Garbage collection yields numerous software engineering benefits, but its quantitative impact on performance remains elusive. One can measure the cost of conservative garbage collection relative to explicit memory management in C/C++ programs by linking in an appropriate collector. This kind of direct comparison is not possible for languages designed for garbage collection (e.g., Java), because programs in these languages naturally do not contain calls to free. Thus, the actual gap between the time and space performance of explicit memory management and precise, copying garbage collection remains unknown.

We take the first steps towards quantifying the performance of precise garbage collection versus explicit memory management. We present a novel experimental methodology that lets us treat unaltered Java programs as if they used explicit memory management. Our system generates exact object reachability information by processing heap traces with the Merlin algorithm [34, 35]. It then re-executes the program, invoking free on objects just before they become unreachable. Since this point is the latest that a programmer could explicitly free objects, our approach conservatively approximates explicit memory management. By executing inside an architecturally-detailed simulator, this “oracular” memory manager eliminates the effects of trace processing while measuring the costs of calling malloc and free.

We compare explicit memory management to both copying and non-copying garbage collectors across a range of benchmarks, and include real (non-simulated) runs that validate our results. These results quantify the time-space tradeoff of garbage collection: with five times as much memory, an Appel-style generational garbage collector with a non-copying mature space matches the performance of explicit memory management. With only three times as much memory, it runs on average 17% slower than explicit memory management.

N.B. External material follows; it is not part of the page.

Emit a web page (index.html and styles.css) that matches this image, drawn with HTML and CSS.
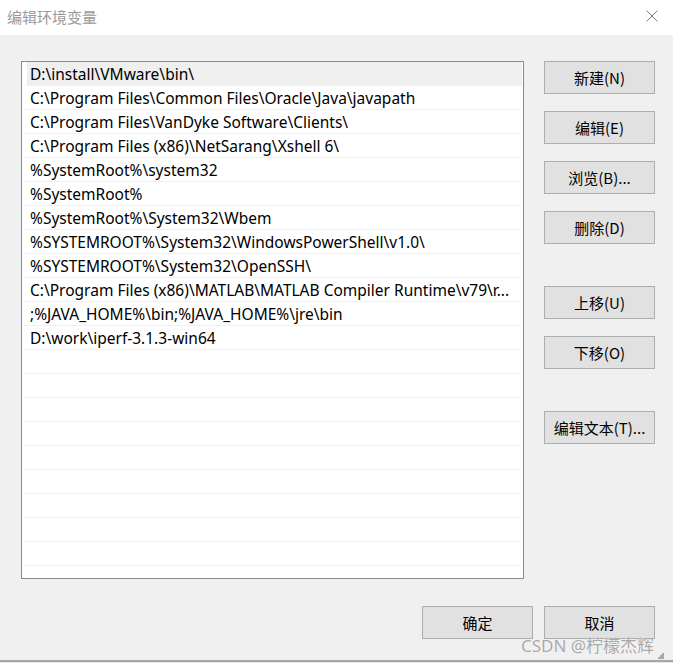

However, with only twice as much memory, garbage collection
degrades performance by nearly 70%. When physical memory is scarce, paging causes garbage collection to run an order of magnitude slower than explicit memory management.

Overall, generational collectors can add up to 50% space overhead and 5-10% runtime overheads if we ignore virtual memory. Very reasonable given the software engineering benefits. However, factoring in virtual memory with its attendant faulting paints a very different picture in section 5.2:

These graphs show that, for reasonable ranges of available memory (but not enough to hold the entire application), both explicit memory managers substantially outperform all of the garbage collectors. For instance, pseudoJBB running with 63MB of available memory and the Lea allocator completes in 25 seconds. With the same amount of available memory and using GenMS, it takes more than ten times longer to complete (255 seconds). We see similar trends across the benchmark suite. The most pronounced case is javac: at 36MB with the Lea allocator, total execution time is 14 seconds, while with GenMS, total execution time is 211 seconds, over a 15-fold increase.

The culprit here is garbage collection activity, which visits far more pages than the application itself [60]

Considering the prevalence of virtual memory, this poses a significant problem for garbage collected languages, server-side systems in particular. LTU has covered garbage collectors that co-operate with virtual memory managers before by the same authors.

Comment viewing options

Select your preferred way to display the comments and click "Save settings" to activate your changes.

Uninformed GC

Doesn't this paper simply show that garbage collection needs to be better informed?

It's one thing to compare explicit and automatic collection language by yanking the free calls and using GC instead. In this case, though, it looks like they generated the free calls mechanically rather than by hand. If that system is far superior, irrespective of whether the fault is virtual memory, the implication is that GC needs better static analysis tools and instrumentation. Not to say that the interference of virtual memory itself is a trivial result; rather, that the seeming result of "virtual memory causes problems" is supplanted by the possible interaction of "we can't get away with the simple approximation we were using before."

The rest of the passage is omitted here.